4. Middle Class Values Are Not the Golden Middle: Contrary to the utopian belief in the middle class, the center is more prone to spin a story to justify a given action rather than the opposite. We often hear expressions such as: "everyone needs to make a living," "he has a mortgage." People on minimum wage don't have such ethical dilemmas.

Consider the mechanism of diffusion of responsibility by which people are ready to contribute individually to harm—in return for personal benefits—provided they do not feel directly responsible for it, and provided what they are doing appears to be socially acceptable.
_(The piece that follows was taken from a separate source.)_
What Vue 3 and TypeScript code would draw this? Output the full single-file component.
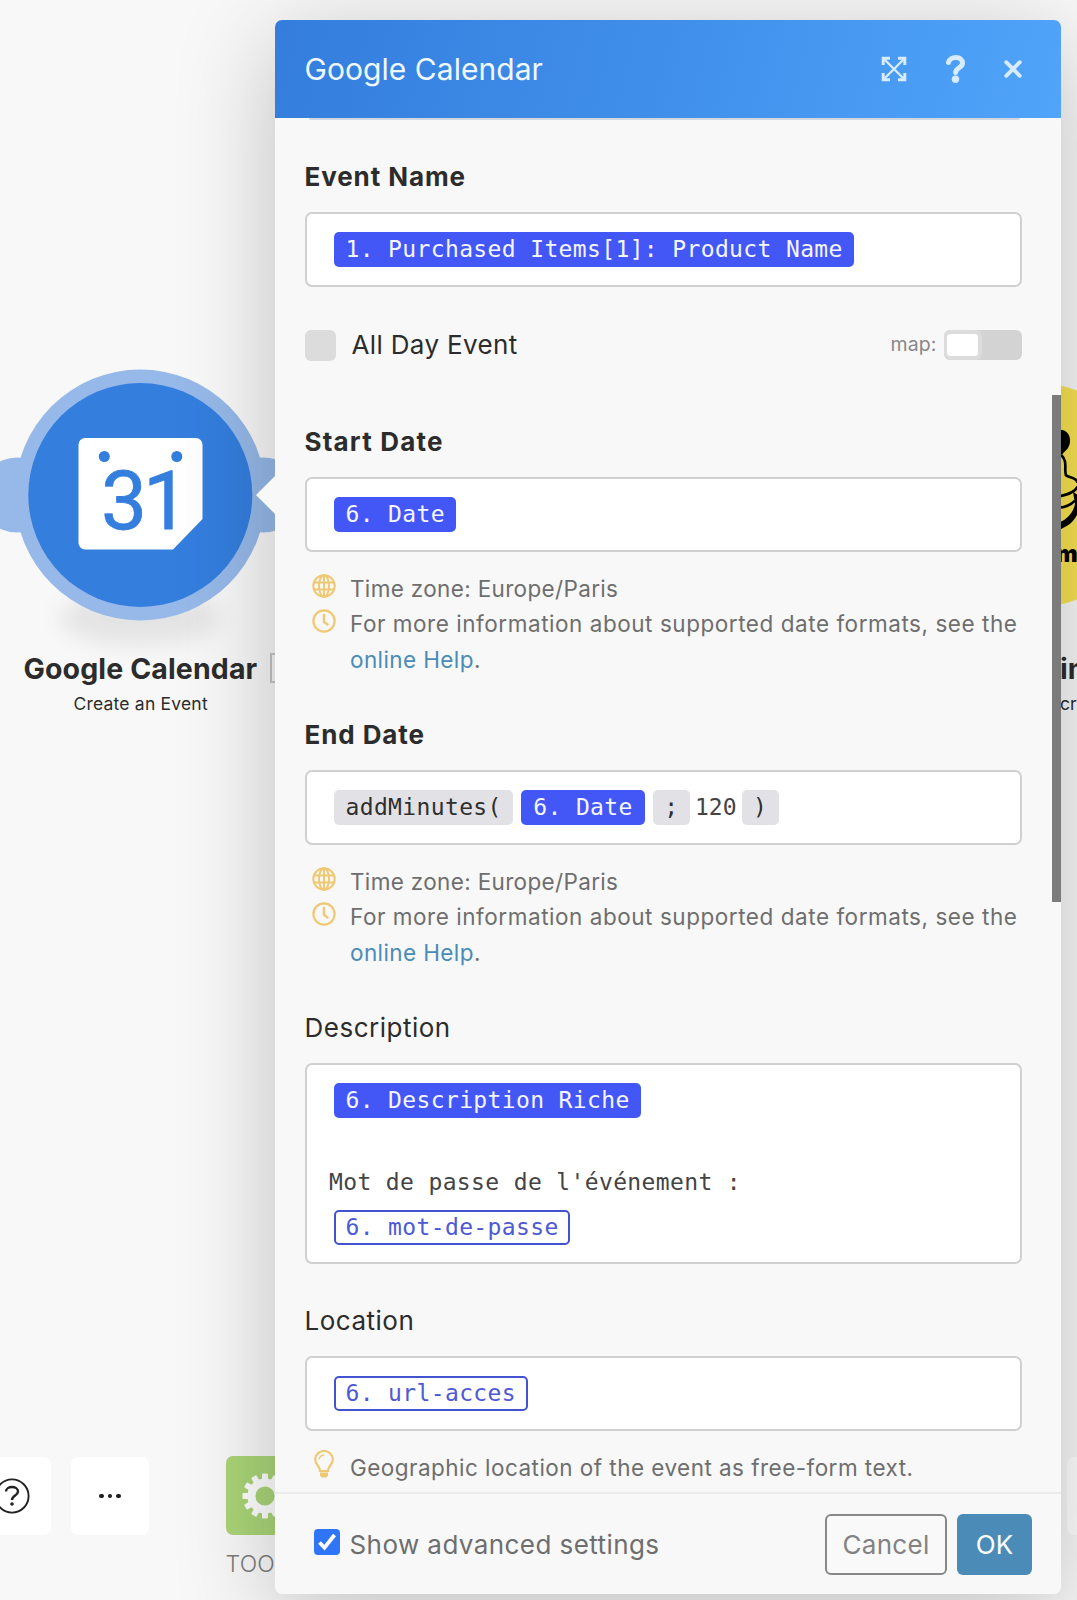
<script setup lang="ts">
type Chip = { kind: 'value' | 'outline' | 'fn' | 'text'; text: string }
type Row = Chip[]
type Hint = { icon: 'globe' | 'clock' | 'bulb'; text: string; link?: string }
type Field = { id: string; label: string; required: boolean; rows: Row[]; hints: Hint[] }

const dateHints: Hint[] = [
  { icon: 'globe', text: 'Time zone: Europe/Paris' },
  { icon: 'clock', text: 'For more information about supported date formats, see the ', link: 'online Help' },
]

const eventName: Row = [{ kind: 'value', text: '1. Purchased Items[1]: Product Name' }]

const fields: Field[] = [
  { id: 'start', label: 'Start Date', required: true, rows: [[{ kind: 'value', text: '6. Date' }]], hints: dateHints },
  {
    id: 'end',
    label: 'End Date',
    required: true,
    rows: [[
      { kind: 'fn', text: 'addMinutes(' },
      { kind: 'value', text: '6. Date' },
      { kind: 'fn', text: ';' },
      { kind: 'text', text: '120' },
      { kind: 'fn', text: ')' },
    ]],
    hints: dateHints,
  },
  {
    id: 'description',
    label: 'Description',
    required: false,
    rows: [
      [{ kind: 'value', text: '6. Description Riche' }],
      [],
      [{ kind: 'text', text: "Mot de passe de l'événement :" }],
      [{ kind: 'outline', text: '6. mot-de-passe' }],
    ],
    hints: [],
  },
  {
    id: 'location',
    label: 'Location',
    required: false,
    rows: [[{ kind: 'outline', text: '6. url-acces' }]],
    hints: [{ icon: 'bulb', text: 'Geographic location of the event as free-form text.' }],
  },
]

const teeth = Array.from({ length: 12 }, (_, i) => i * 30)
</script>

<template>
  <div class="page">
    <!-- Scenario canvas -->
    <div class="node-shadow"></div>
    <svg class="node" width="275" height="270" viewBox="0 360 275 270">
      <g fill="#96b9e9">
        <circle cx="17" cy="495" r="37.5" />
        <circle cx="264" cy="495" r="37.5" />
        <circle cx="140.3" cy="495" r="125.5" />
      </g>
      <circle cx="140.3" cy="495" r="112" fill="#347ede" />
      <path d="M85 438H196a6.500 6.500 0 0 1 6.500 6.500V519L173 549.500H85a6.500 6.500 0 0 1-6.500-6.500V444.500A6.500 6.500 0 0 1 85 438Z" fill="#fff" />
      <circle cx="104.300" cy="456.500" r="5.500" fill="#347ede" />
      <circle cx="176.800" cy="456.500" r="5.500" fill="#347ede" />
      <text class="day" x="101 143" y="529">31</text>
    </svg>
    <div class="node-label main-label">Google Calendar</div>
    <div class="node-sub main-sub">Create an Event</div>
    <div class="badge"></div>

    <svg class="next-node" width="40" height="240" viewBox="1037 380 40 240">
      <circle cx="1037" cy="495" r="112" fill="#f8e251" />
      <g transform="translate(1061 430) scale(.33333)">
        <path d="M-10 0C20-4 31 20 26 42C22 58 12 62 5 72L-10 72Z" />
        <path d="M0 74C22 95 8 118 15 136C30 146 44 140 50 158M50 170C42 186 22 194 -5 199M-5 233C14 232 30 224 42 212" fill="none" stroke="#000" stroke-width="8" />
        <path d="M-5 277C20 268 38 245 42 222L36 185L50 195V250C40 275 20 290 -5 299Z" />
      </g>
    </svg>
    <div class="chimp">m</div>
    <div class="node-label next-label">in</div>
    <div class="node-sub next-sub">cr</div>

    <div class="tool help">
      <svg width="36" height="36" viewBox="0 0 36 36" fill="none" stroke="#222">
        <circle cx="18" cy="18" r="16.600" stroke-width="1.900" />
        <path d="M12 13.500C12 7.500 24 7.500 24 13.500C24 17.500 18 17.500 18 22" stroke-width="2.400" />
        <circle cx="18" cy="26" r="1.800" fill="#222" stroke="none" />
      </svg>
    </div>
    <div class="tool more"><i></i><i></i><i></i></div>
    <div class="tool gear">
      <svg width="46" height="46" viewBox="-23 -23 46 46">
        <rect v-for="a in teeth" :key="a" x="-3" y="-22.500" width="6" height="9" rx="1" fill="#fff" :transform="`rotate(${a})`" />
        <circle r="13.600" fill="none" stroke="#fff" stroke-width="8" />
      </svg>
    </div>
    <div class="tool far"></div>
    <div class="tools-label">TOOLS</div>

    <!-- Module settings dialog -->
    <section class="panel">
      <header class="head">
        <h1>Google Calendar</h1>
        <div class="actions">
          <svg width="26" height="26" viewBox="0 0 26 26" fill="none" stroke="#d8ecfe">
            <path d="M2 2L24 24M24 2L2 24" stroke-width="2.300" />
            <path d="M2.200 9V2.200H9M17 2.200H23.800V9M23.800 17V23.800H17M9 23.800H2.200V17" stroke-width="3" />
          </svg>
          <svg width="20" height="28" viewBox="0 0 20 28">
            <path d="M2.500 7.500C4 .8 16.500 1 16.500 8C16.500 13 10 12.500 9.600 17.500" fill="none" stroke="#d8ecfe" stroke-width="5" stroke-linecap="round" />
            <circle cx="9.500" cy="24.300" r="3.700" fill="#d8ecfe" />
          </svg>
          <svg width="18" height="18" viewBox="0 0 18 18">
            <path d="M2.200 2.200L15.800 15.800M15.800 2.200L2.200 15.800" stroke="#d8ecfe" stroke-width="3.800" stroke-linecap="round" />
          </svg>
        </div>
      </header>

      <div class="body">
        <div class="prev-input"></div>
        <div class="field">
          <div class="label required">Event Name</div>
          <div class="input">
            <div class="row"><span v-for="c in eventName" :key="c.text" :class="['chip', c.kind]">{{ c.text }}</span></div>
          </div>
        </div>

        <div class="all-day">
          <span class="box"></span>
          <span class="all-day-text">All Day Event</span>
          <span class="map">map:</span>
          <span class="toggle"><i></i></span>
        </div>

        <div v-for="f in fields" :key="f.id" :class="['field', f.id]">
          <div :class="['label', { required: f.required }]">{{ f.label }}</div>
          <div class="input">
            <div v-for="(r, i) in f.rows" :key="i" :class="['row', { blank: !r.length }]">
              <span v-for="(c, j) in r" :key="j" :class="['chip', c.kind]">{{ c.text }}</span>
            </div>
          </div>
          <div v-if="f.hints.length" class="hints">
            <div v-for="h in f.hints" :key="h.icon" :class="['hint', h.icon]">
              <span class="hint-icon">
                <svg v-if="h.icon === 'globe'" width="24" height="24" viewBox="0 0 24 24" fill="none" stroke="#f0c873" stroke-width="2">
                  <circle cx="12" cy="12" r="10.700" />
                  <ellipse cx="12" cy="12" rx="5" ry="10.700" />
                  <path d="M12 1V23M1.500 8.500H22.500M1.500 15.500H22.500" />
                </svg>
                <svg v-else-if="h.icon === 'clock'" width="24" height="24" viewBox="0 0 24 24" fill="none" stroke="#f0c873" stroke-width="2.200">
                  <circle cx="12" cy="12" r="10.600" />
                  <path d="M12 6V13L15.500 15.500" stroke-width="2.400" stroke-linecap="round" />
                </svg>
                <svg v-else width="20" height="28" viewBox="0 0 20 28" fill="none" stroke="#f0c873" stroke-width="2.200">
                  <path d="M6 21C6 16 1.200 14.500 1.200 9.500A8.800 8.500 0 0 1 18.800 9.500C18.800 14.500 14 16 14 21Z" />
                  <path d="M5.300 9.500A4.700 4.500 0 0 1 10 5" stroke-width="1.500" />
                  <path d="M6 22.500H14V25.500L12.500 27.500H7.500L6 25.500Z" fill="#f0c873" stroke="none" />
                </svg>
              </span>
              <p>{{ h.text }}<template v-if="h.link"><br /><a>{{ h.link }}</a>.</template></p>
            </div>
          </div>
        </div>
      </div>

      <footer class="foot">
        <span class="check">
          <svg width="26" height="26" viewBox="0 0 26 26"><path d="M5.500 13.500L10.500 18.700L20.500 6" fill="none" stroke="#fff" stroke-width="3.800" /></svg>
        </span>
        <span class="advanced">Show advanced settings</span>
        <button class="cancel">Cancel</button>
        <button class="ok">OK</button>
      </footer>
      <div class="scrollbar"></div>
    </section>
    <div class="pointer"></div>
  </div>
</template>

<style>
body { margin: 0; }
</style>

<style scoped>
.page { position: relative; width: 1077px; height: 1600px; overflow: hidden; background: #f8f8f8; font-family: Inter, "Liberation Sans", sans-serif; color: #2c2c2c; white-space: nowrap; }
.page * { box-sizing: border-box; }
svg { display: block; }

.node-shadow { position: absolute; left: 60px; top: 590px; width: 160px; height: 56px; border-radius: 50%; background: rgba(0, 0, 0, .08); filter: blur(11px); }
.node { position: absolute; left: 0; top: 360px; }
.day { font: 400 82px Roboto, "Liberation Sans", sans-serif; fill: #347ede; stroke: #347ede; stroke-width: .8; }
.node-label { position: absolute; font-size: 28.500px; font-weight: 700; line-height: 36px; }
.node-sub { position: absolute; font-size: 17.500px; line-height: 24px; }
.main-label { left: 23.500px; top: 651px; letter-spacing: .12px; }
.main-sub { left: 73.500px; top: 691.500px; letter-spacing: .2px; }
.badge { position: absolute; left: 270px; top: 653px; width: 30px; height: 30px; border: 2px solid #c4c4c4; }
.next-node { position: absolute; left: 1037px; top: 380px; }
.chimp { position: absolute; left: 1056px; top: 542px; font-size: 23px; font-weight: 900; line-height: 24px; color: #000; }
.next-label { left: 1060px; top: 651px; }
.next-sub { left: 1060px; top: 692px; }

.tool { position: absolute; top: 1457px; width: 78px; height: 78px; border-radius: 7px; background: #fff; display: flex; align-items: center; justify-content: center; }
.help { left: -27px; padding-right: 1px; }
.more { left: 71px; gap: 4px; }
.more i { width: 4.400px; height: 4.400px; border-radius: 50%; background: #1c1c1c; }
.gear { left: 226px; top: 1456px; height: 79px; background: #aad578; }
.far { left: 1067px; }
.tools-label { position: absolute; left: 225.500px; top: 1550px; font-size: 23px; line-height: 28px; font-weight: 300; color: #7c7c7c; letter-spacing: .2px; }

.panel { position: absolute; left: 275px; top: 20px; width: 786px; height: 1574px; display: flex; flex-direction: column; border-radius: 7px; background: #f8f8f8; box-shadow: 0 20px 100px rgba(0, 0, 0, .23); }
.pointer { position: absolute; left: 256px; top: 475px; width: 20px; height: 40px; background: #f8f8f8; clip-path: polygon(0 50%, 100% 0, 100% 100%); }
.head { flex: 0 0 98px; display: flex; align-items: center; justify-content: space-between; padding: 0 39px 0 29.500px; border-radius: 7px 7px 0 0; background: linear-gradient(104deg, #347ddd 0%, #3f8fea 48%, #50a4f9 100%); }
.head h1 { margin: 0; font-size: 30px; line-height: 40px; font-weight: 400; color: #f0f8ff; letter-spacing: .05px; }
.actions { display: flex; align-items: center; margin-top: -1px; }
.actions svg:nth-child(1) { margin-right: 39px; }
.actions svg:nth-child(2) { margin-right: 38.500px; }

.body { flex: 1; min-height: 0; overflow: hidden; padding: 0 39px 0 30px; }
.prev-input { height: 2px; margin: 0 2px 0 4px; background: #d2d7e2; border-radius: 0 0 4px 4px; }
.field { margin-bottom: 39.500px; }
.prev-input + .field { margin-top: 39.300px; margin-bottom: 0; }
.label { height: 36px; margin-bottom: 17px; margin-left: -.5px; font-size: 26px; line-height: 36px; letter-spacing: .5px; }
.label.required { font-weight: 700; letter-spacing: .9px; }
.start .label { letter-spacing: 1.200px; }
.input { padding: 17.500px 22px; border: 2px solid #d0d0d0; border-radius: 7px; background: #fff; }
.row { display: flex; align-items: center; height: 36px; color: #444; font: 23px/35px "DejaVu Sans Mono", monospace; letter-spacing: .36px; }
.row.blank { height: 46px; }
.row.blank + .row { height: 36px; }
.row.blank + .row + .row { height: 34px; margin-top: 10px; }
.chip { height: 35px; line-height: 34px; }
.chip.value, .chip.outline, .chip.fn { margin: 0 3px 0 5px; padding: 0 11.500px 0 11.500px; border-radius: 5px; }
.chip.value { background: #4357f6; color: #f4f5ff; }
.chip.fn + .chip.value { padding: 0 12px; }
.chip.outline { padding: 0 9.500px; line-height: 31px; border: 2px solid #4353d0; color: #4d5ad4; }
.chip.fn { background: #e2e2e6; color: #2f2f2f; }
.chip.fn + .chip.text { margin-left: 2px; letter-spacing: 0; }

.all-day { display: flex; align-items: center; height: 36px; margin: 40px 0 60.700px; }
.box { width: 31px; height: 31px; margin-top: 1px; border-radius: 6px; background: #dcdcdc; }
.all-day-text { margin: -1px 0 0 15.500px; font-size: 26px; letter-spacing: .35px; }
.map { margin: -3px 7.500px 0 auto; font-size: 19.500px; color: #888; letter-spacing: .1px; }
.toggle { width: 78px; height: 30px; margin-top: -1px; border-radius: 6px; background: #d3d3d3; }
.toggle i { display: block; width: 38px; height: 30px; border: 4px solid #dcdcdc; border-left-width: 3px; border-radius: 7px; background: #fff; }

.hints { margin-top: 19px; color: #6e6e6e; }
.hint { display: flex; }
.hint-icon { width: 45px; padding: 3px 0 0 7px; flex: none; }
.bulb .hint-icon { padding: 0 0 0 9px; }
.hint p { margin: 0; font-size: 22.500px; line-height: 35.500px; letter-spacing: .54px; }
.hint.globe p { letter-spacing: .34px; }
.hint.bulb p { letter-spacing: .46px; }
.hint a { color: #4a8bb7; letter-spacing: .4px; }

.foot { flex: 0 0 102px; display: flex; align-items: center; padding: 0 29px 0 39.500px; border-top: 2px solid #ebebeb; }
.check { width: 26px; height: 26px; margin-top: -4px; margin-left: -.5px; border-radius: 4px; background: #2f76f6; }
.advanced { margin-top: 1px; margin-left: 9.500px; margin-right: auto; font-size: 26px; color: #6e6e6e; letter-spacing: .42px; }
button { height: 61px; padding: 0; border-radius: 6px; font: 26px Inter, sans-serif; }
.cancel { width: 122px; border: 2px solid #888; background: #f9f9f9; color: #828282; letter-spacing: .3px; }
.ok { width: 75px; margin-left: 10px; border: 0; background: #4a8bb7; color: #fff; }
.scrollbar { position: absolute; right: 0; top: 375px; width: 9px; height: 507px; background: #7b7b7b; }
</style>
In other words, they are more likely to fit their beliefs to actions rather than fit their actions to their beliefs.

Note that the Greeks saw the world in three professions: artisanship, the craft of war, and farming. Only the last two were worthy of a gentleman—mainly on account that they were not self-serving and were free of conflicts of interest. In a problem that has been debated from Seneca to Montaigne, a vendor of funereal goods could not be trusted to wish for the good health of his fellow citizens. He could be trusted to make good coffins, but not in his opinions about public matters.

And the lack of accountability under such diffusion of responsibility compounds the problem.

What Should We Do? I presented the ethical dimension to the recent problem. An adage that summarizes—and simplifies—all action: captain goes down with the ship, all captains, and all ships. We need the legal system to allow for liabilities to bring symmetry and control the agency problem.